The last almost eight months of waiting have been difficult. Yes, we have received several strong confirmations from God assuring us that we made the right choice in moving back to New Mexico. But we have also received a lot of hurt, confusion and apparent silence from God. As my sweetie said the other day, it feels like we’ve been put through the fire — which is good in the long run — but we’ve come through with a lot more burns than we expected.
Over the past week, Scott and I happened upon two possible life paths. They were brief encounters. The kind that don’t really inspire much thought or conversation, just a ‘huh’. But both of us, individually, kept mulling over these two possibilities until last night when, on our date night, Scott mentioned that he really felt like our life could very soon come down to the actualization of one of these paths.
I was so relieved when he admitted this because I too had been feeling the same way. But these two paths are not ones that we would have previously considered. Ever. Either one would require an indefinite amount of time to begin. Either one would push us way outside of our comfort zones.

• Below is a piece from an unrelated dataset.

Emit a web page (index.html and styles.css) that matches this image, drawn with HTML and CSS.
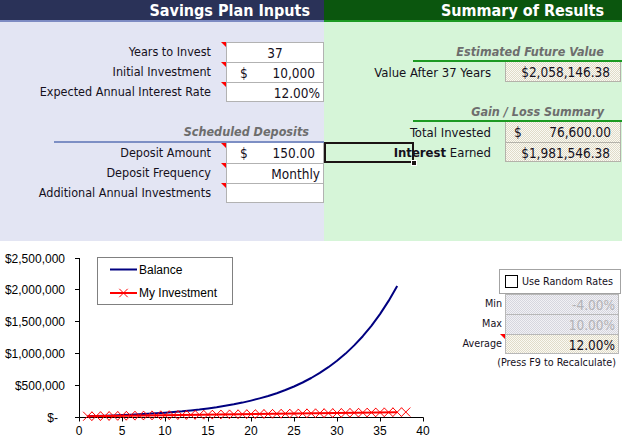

But we both feel a deep sense that this may very well be the reason God has had us wait so long for an answer.
We don’t want to lean on our own desires. We don’t want to force either of these options simply to have an option. But we also don’t want to ignore a prompting from God. And we don’t want to avoid what is uncomfortable.
Will you pray with us? I apologize for being vague, but we really don’t have specifics to share right now and would simply appreciate prayer that if this is a prompting from God, He will clarify and bless our exploration of these options?